We talked about exercise and stress. We even practiced some one-minute breathing techniques that she could start using immediately to stay calm and focused.
She said she was afraid of gaining the infamous "Freshman 15." I assured her that being mindful of all the things we talked about would set her up for success. I gave her a hug and sent her off with a list of goals and healthy snacks.
After the session, I started thinking about my own freshman year and my own "Freshman 15," which was actually 20 lbs. and was gained entirely within the first two months of school!
I started college as an underweight, confident girl and returned home for Thanksgiving, only two months later, with an extra 20 pounds saddled on my confused and downcast body. I had always assumed that my sudden increase in size was due to less walking, more hanging out in the cafeteria, and the absence of scales or mirrors in my college dorm. It is only recently, through my work as a healthy living strategist, that I started understanding what really had caused this rapid weight gain.
Here's the scoop:
A few weeks before I left for college, my parents forbade me ever to see or speak to my boyfriend because he wasn't "our religion." Despite the fact that he was my first love and was kind and caring and everything you would want in a boyfriend for your daughter, they forced me to break up immediately and cut off all contact.
I was devastated.
During the first week of college, while my friends were receiving chocolate-covered dried fruit baskets and fluffy teddy bears, I received a letter from my mother warning me to never make any contact with my boyfriend ever again. Didn't she realize I did not intend to marry him or anyone else for many years?

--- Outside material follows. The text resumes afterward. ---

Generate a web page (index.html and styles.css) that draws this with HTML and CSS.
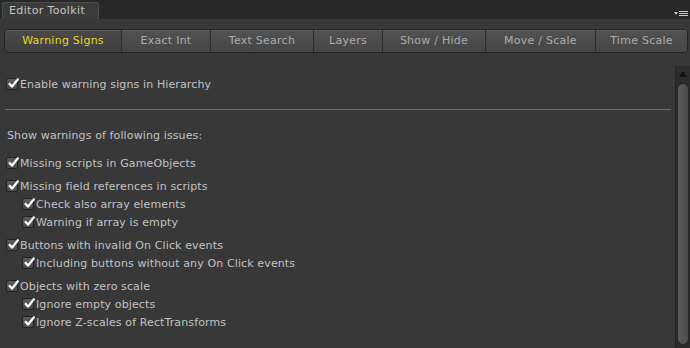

My parent's insistence that I break all ties left me in a Romeo-and-Juliet-style tragedy for which I was not emotionally prepared. They told me they would not pay for my college if I had any contact whatsoever.
To get even, I decided to flunk out of college instead, successfully failing every midterm exam.
I was scared and heartbroken. I loved my boyfriend but I also loved my parents. I needed my parents, but was feeling abandoned, at a time when I needed them desperately. As much as my heart ached for my boyfriend, I knew that I could not survive the new college experience without my family. I fell into a deep depression.
I numbly went through the motions of parties, and boys, and making new friends. And I started to eat.
Though I wasn't aware of it, I was feeding my loneliness. I was feeding my fear. I was feeding my anger and my abandonment and my broken heart. For the first time in my young life, I was using food for something other than sustenance.
My dad pinched my double chin on the day I arrived home for Thanksgiving. I was ashamed and horrified.
I decided failing out of college was probably not the best decision because I would have to move home. So instead, I studied hard, got A's on all my finals, and ended up with a report card full of C's for my first semester.
As time went on, I lost most of the physical weight; but I never quite lost the emotional baggage of my broken heart and the disappointment in my parents. Despite forgiving them, I still felt the pain more than 30 years later.
Here is my advice to you parents, as you send your kids off to college: a little chocolate-covered dried fruit basket and a fluffy teddy bear might be exactly what your college-age kids need to stay healthy. Knowing they have your love and emotional support as they make this difficult transition may help them way more than any food or exercise plan.